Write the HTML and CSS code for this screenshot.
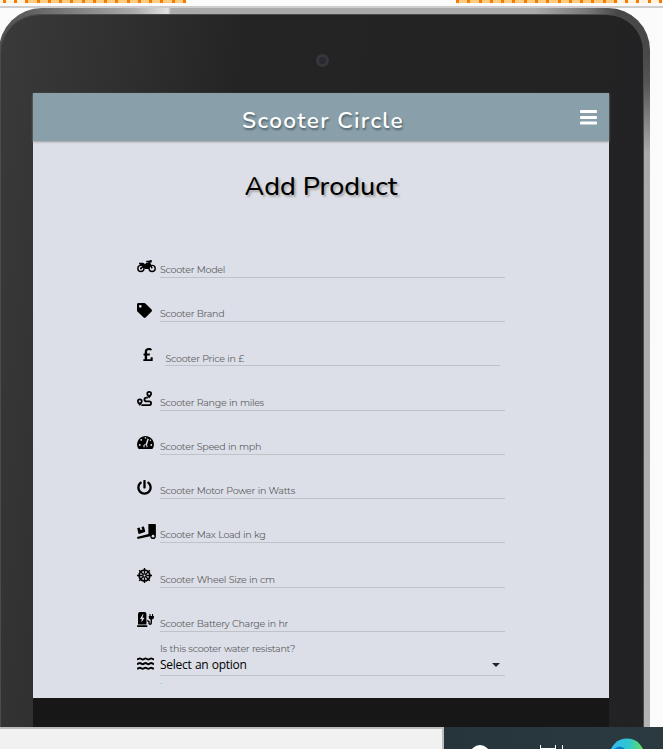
◆ ◆ ◆ ◆
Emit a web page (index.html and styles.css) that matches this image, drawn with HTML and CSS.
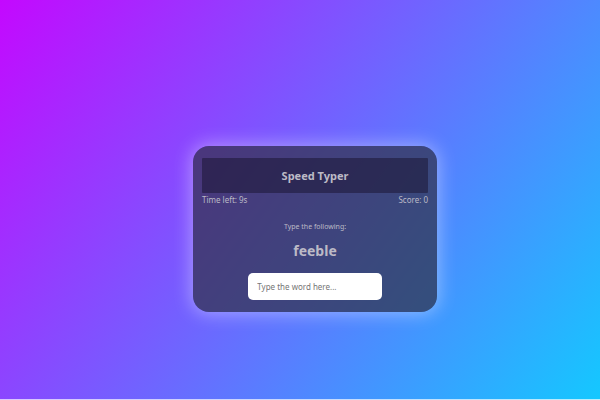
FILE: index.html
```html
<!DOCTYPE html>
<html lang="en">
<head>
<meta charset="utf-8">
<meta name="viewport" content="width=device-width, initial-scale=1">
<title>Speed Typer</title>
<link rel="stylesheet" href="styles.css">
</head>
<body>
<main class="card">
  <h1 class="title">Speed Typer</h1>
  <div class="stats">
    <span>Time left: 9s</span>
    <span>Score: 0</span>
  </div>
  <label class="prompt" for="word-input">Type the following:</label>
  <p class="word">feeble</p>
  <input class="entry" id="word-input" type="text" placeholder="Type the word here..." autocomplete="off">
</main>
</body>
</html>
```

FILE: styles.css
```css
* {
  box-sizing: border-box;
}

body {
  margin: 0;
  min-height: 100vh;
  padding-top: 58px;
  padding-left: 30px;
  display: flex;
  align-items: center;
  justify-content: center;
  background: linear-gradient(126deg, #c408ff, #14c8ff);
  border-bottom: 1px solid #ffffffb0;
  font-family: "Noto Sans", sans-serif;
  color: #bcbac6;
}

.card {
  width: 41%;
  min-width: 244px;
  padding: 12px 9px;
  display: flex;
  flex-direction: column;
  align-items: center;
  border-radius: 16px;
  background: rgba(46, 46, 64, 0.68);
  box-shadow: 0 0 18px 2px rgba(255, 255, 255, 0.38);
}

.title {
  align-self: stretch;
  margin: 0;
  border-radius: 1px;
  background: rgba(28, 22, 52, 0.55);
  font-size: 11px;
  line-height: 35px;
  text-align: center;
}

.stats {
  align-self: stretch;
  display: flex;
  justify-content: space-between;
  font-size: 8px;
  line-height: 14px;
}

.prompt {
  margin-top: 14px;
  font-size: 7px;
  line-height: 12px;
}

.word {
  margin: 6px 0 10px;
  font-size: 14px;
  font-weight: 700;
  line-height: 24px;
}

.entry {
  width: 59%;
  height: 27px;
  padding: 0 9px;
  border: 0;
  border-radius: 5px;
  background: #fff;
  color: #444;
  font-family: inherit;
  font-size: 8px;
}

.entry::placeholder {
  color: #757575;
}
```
◆ ◆ ◆ ◆
§ Exercise objective
Check each line above for "this" and return the ones that have it.

§ The result
Write the HTML and CSS code for this screenshot.
Emit a web page (index.html and styles.css) that matches this image, drawn with HTML and CSS.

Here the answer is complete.